Task instructions:
Extract each line bearing the word "that".

>> begin Data for processing

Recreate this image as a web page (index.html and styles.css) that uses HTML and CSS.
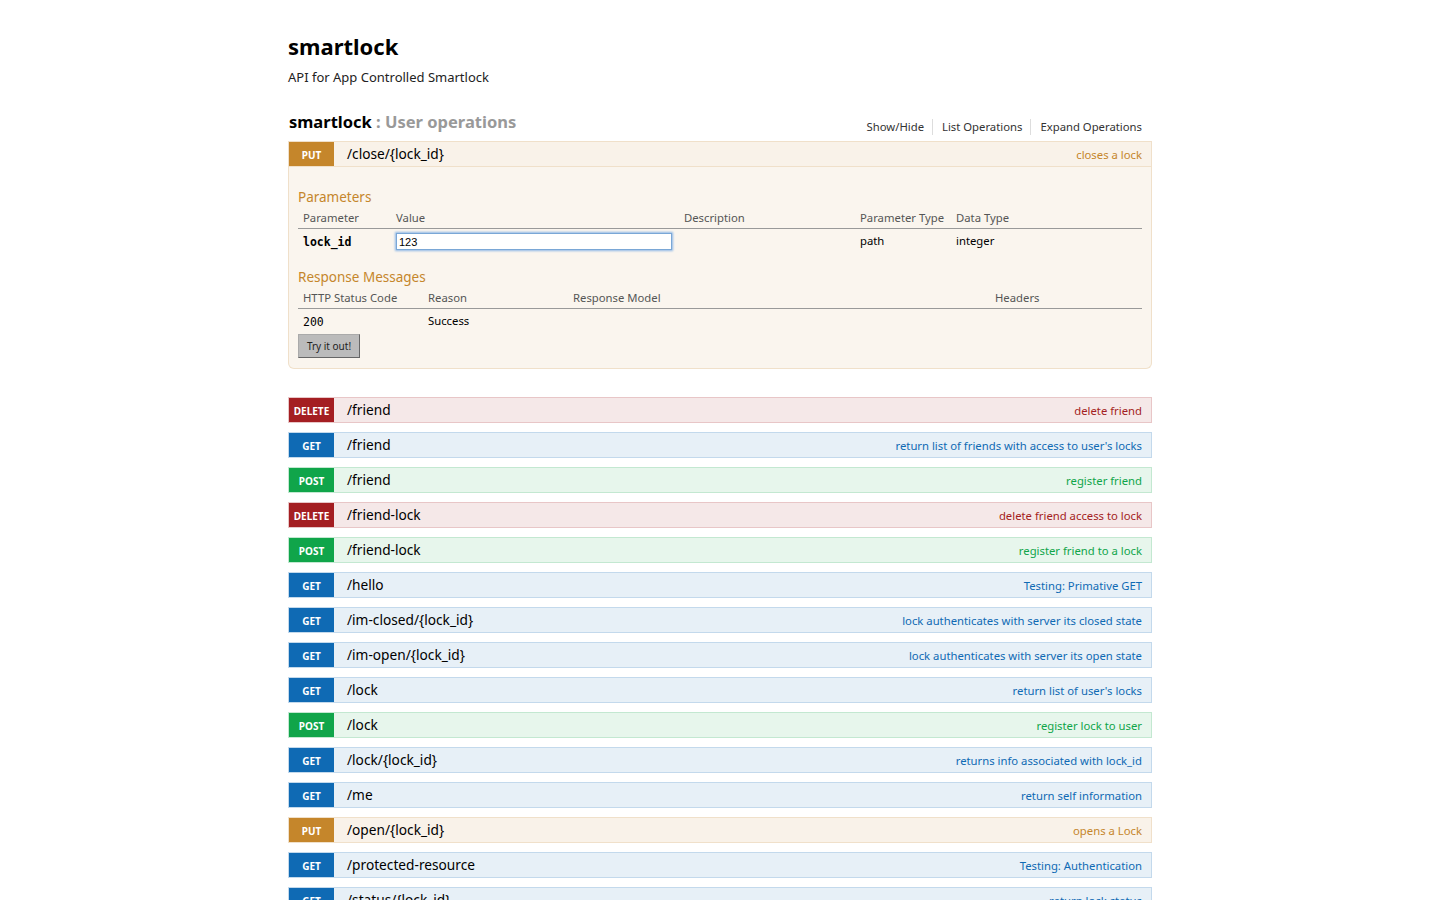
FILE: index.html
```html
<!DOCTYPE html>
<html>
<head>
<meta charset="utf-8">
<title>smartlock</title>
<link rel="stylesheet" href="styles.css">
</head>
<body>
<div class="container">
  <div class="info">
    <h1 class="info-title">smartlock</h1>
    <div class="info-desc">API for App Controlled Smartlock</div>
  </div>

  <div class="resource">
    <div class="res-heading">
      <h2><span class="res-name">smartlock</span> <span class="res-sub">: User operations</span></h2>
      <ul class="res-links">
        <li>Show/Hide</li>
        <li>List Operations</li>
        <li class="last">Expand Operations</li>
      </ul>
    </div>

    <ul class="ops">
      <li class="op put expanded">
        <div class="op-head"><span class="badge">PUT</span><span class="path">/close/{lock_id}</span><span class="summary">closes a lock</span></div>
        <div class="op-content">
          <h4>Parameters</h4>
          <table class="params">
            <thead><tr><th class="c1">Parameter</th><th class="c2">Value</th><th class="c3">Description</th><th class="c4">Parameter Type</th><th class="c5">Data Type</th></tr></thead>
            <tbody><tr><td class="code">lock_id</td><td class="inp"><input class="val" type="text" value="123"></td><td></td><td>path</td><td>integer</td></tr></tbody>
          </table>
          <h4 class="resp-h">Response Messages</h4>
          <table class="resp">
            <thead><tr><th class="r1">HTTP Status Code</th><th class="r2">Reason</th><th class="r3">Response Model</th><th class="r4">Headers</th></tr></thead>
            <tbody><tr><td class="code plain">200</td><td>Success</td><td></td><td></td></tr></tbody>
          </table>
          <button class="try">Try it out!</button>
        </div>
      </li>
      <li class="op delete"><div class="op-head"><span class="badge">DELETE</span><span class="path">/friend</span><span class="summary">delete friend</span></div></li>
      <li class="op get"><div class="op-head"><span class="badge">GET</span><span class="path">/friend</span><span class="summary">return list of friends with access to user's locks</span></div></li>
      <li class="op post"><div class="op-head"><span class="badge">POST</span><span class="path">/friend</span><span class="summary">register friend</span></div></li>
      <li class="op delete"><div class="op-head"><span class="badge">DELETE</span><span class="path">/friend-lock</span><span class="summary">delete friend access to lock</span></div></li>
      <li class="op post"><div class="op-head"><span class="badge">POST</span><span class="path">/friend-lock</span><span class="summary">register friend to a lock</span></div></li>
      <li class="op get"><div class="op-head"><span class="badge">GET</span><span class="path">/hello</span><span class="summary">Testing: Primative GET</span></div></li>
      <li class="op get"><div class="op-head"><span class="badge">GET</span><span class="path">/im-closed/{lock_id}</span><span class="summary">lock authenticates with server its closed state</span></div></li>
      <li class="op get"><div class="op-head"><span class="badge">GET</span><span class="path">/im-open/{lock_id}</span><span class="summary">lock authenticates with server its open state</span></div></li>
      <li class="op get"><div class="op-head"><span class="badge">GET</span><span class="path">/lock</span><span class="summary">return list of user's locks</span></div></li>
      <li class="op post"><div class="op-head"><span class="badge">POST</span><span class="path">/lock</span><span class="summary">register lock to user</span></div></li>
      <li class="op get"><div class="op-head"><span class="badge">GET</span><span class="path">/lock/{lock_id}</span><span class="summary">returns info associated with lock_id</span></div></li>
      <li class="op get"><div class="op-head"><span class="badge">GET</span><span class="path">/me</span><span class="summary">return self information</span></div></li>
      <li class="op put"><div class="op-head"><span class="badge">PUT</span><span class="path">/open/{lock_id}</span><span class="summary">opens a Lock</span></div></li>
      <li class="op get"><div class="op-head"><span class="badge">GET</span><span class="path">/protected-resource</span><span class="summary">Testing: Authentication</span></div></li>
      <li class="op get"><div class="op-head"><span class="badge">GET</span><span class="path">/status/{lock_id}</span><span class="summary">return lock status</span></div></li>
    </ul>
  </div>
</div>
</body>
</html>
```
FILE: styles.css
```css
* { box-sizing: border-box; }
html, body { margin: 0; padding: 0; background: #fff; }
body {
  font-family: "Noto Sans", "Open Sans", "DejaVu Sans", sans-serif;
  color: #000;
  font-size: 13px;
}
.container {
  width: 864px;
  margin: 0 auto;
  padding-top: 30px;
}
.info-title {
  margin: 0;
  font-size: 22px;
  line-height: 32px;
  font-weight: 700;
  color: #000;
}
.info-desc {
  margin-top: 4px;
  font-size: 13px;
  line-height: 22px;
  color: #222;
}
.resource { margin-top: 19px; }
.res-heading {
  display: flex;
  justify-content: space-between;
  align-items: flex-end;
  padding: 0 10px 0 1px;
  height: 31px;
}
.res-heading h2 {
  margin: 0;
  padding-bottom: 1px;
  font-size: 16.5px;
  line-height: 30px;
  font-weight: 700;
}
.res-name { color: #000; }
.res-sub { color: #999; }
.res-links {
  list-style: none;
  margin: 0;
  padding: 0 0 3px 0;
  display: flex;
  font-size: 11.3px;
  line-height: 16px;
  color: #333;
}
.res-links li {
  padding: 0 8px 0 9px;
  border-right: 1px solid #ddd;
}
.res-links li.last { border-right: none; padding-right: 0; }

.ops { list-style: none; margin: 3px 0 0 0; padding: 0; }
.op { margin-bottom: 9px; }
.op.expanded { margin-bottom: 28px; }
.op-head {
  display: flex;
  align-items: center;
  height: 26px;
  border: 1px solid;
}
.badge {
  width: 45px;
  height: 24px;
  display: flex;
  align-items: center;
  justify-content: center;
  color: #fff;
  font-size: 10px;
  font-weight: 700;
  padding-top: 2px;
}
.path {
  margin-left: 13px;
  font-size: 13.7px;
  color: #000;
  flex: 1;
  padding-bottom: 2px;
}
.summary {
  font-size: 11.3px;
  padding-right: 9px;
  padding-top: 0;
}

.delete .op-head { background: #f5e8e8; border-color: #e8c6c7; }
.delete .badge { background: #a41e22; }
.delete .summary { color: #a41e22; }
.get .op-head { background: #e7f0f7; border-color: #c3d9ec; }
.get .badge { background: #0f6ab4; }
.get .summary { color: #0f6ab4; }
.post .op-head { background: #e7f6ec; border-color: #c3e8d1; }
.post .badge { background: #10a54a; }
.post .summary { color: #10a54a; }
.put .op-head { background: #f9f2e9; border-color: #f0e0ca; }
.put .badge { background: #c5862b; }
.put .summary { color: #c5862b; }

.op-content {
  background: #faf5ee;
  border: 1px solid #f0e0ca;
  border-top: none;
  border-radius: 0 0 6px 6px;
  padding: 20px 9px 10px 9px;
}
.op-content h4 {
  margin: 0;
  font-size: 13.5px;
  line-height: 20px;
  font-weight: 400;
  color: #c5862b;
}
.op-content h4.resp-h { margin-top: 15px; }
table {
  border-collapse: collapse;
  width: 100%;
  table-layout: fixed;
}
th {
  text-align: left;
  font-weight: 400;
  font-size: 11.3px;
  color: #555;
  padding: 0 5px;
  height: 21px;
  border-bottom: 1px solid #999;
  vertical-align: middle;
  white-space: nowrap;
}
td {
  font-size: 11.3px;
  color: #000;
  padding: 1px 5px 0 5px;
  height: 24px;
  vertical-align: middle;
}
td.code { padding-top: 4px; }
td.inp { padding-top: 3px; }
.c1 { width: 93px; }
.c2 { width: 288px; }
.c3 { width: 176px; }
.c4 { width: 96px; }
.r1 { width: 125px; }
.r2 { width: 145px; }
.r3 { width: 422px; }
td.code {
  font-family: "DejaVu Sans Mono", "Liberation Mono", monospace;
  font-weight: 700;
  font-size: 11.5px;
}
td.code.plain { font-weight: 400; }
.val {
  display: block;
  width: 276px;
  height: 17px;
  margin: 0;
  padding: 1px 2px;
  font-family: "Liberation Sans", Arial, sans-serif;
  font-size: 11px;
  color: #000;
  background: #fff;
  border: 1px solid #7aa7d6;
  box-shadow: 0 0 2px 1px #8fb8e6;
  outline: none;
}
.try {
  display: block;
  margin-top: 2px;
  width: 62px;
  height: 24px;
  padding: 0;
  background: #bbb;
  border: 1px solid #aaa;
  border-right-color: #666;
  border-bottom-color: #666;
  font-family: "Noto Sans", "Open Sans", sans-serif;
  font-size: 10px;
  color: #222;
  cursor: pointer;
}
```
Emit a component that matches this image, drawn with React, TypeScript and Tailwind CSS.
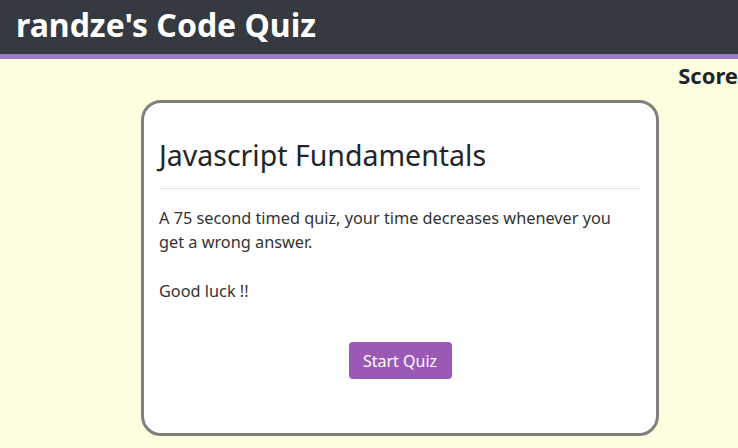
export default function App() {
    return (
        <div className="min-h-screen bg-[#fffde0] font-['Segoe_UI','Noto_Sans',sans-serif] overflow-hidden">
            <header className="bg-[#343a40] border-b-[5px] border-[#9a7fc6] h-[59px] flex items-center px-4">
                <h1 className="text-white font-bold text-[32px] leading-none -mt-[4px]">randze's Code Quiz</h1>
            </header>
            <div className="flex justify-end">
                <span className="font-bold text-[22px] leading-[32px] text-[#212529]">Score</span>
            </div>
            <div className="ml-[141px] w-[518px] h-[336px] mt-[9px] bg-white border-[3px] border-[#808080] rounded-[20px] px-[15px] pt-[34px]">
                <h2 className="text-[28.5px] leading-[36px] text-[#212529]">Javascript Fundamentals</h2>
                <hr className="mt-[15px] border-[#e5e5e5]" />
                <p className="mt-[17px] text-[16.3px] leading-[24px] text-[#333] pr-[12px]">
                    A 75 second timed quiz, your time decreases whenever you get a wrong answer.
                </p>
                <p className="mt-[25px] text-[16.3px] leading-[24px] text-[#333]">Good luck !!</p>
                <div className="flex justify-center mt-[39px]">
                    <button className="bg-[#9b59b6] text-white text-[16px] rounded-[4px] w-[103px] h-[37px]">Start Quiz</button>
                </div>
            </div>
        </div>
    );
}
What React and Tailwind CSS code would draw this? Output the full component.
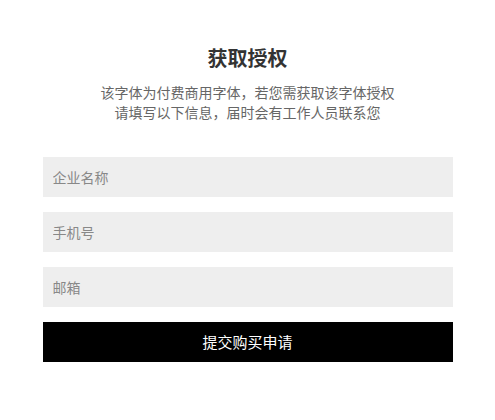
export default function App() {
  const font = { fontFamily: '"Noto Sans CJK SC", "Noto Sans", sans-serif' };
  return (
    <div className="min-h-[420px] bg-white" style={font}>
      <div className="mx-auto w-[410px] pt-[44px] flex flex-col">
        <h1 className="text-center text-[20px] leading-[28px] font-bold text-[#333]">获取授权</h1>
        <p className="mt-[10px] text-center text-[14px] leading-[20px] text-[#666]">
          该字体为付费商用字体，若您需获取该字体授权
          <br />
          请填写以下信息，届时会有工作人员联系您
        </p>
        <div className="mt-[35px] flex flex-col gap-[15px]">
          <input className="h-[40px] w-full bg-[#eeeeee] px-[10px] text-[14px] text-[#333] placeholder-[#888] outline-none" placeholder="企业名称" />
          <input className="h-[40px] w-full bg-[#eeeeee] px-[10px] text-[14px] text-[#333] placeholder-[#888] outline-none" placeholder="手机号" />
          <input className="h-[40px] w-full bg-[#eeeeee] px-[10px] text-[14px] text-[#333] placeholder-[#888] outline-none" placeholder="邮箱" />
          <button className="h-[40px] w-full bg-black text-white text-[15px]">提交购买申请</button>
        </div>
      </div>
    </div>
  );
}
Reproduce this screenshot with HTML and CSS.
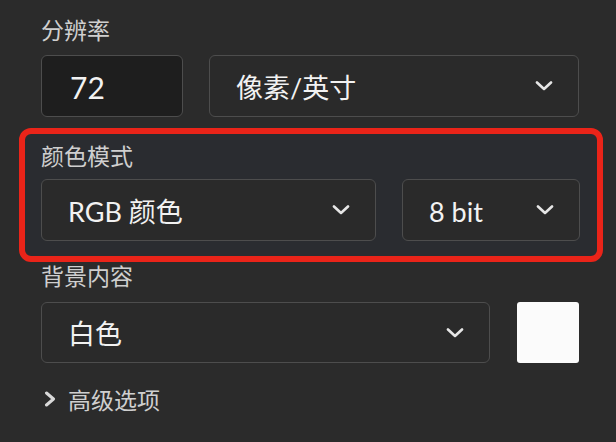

>> end Data for processing

Expected answer:
Recreate this image as a web page (index.html and styles.css) that uses HTML and CSS.
Emit a component that matches this image, drawn with React, TypeScript and Tailwind CSS.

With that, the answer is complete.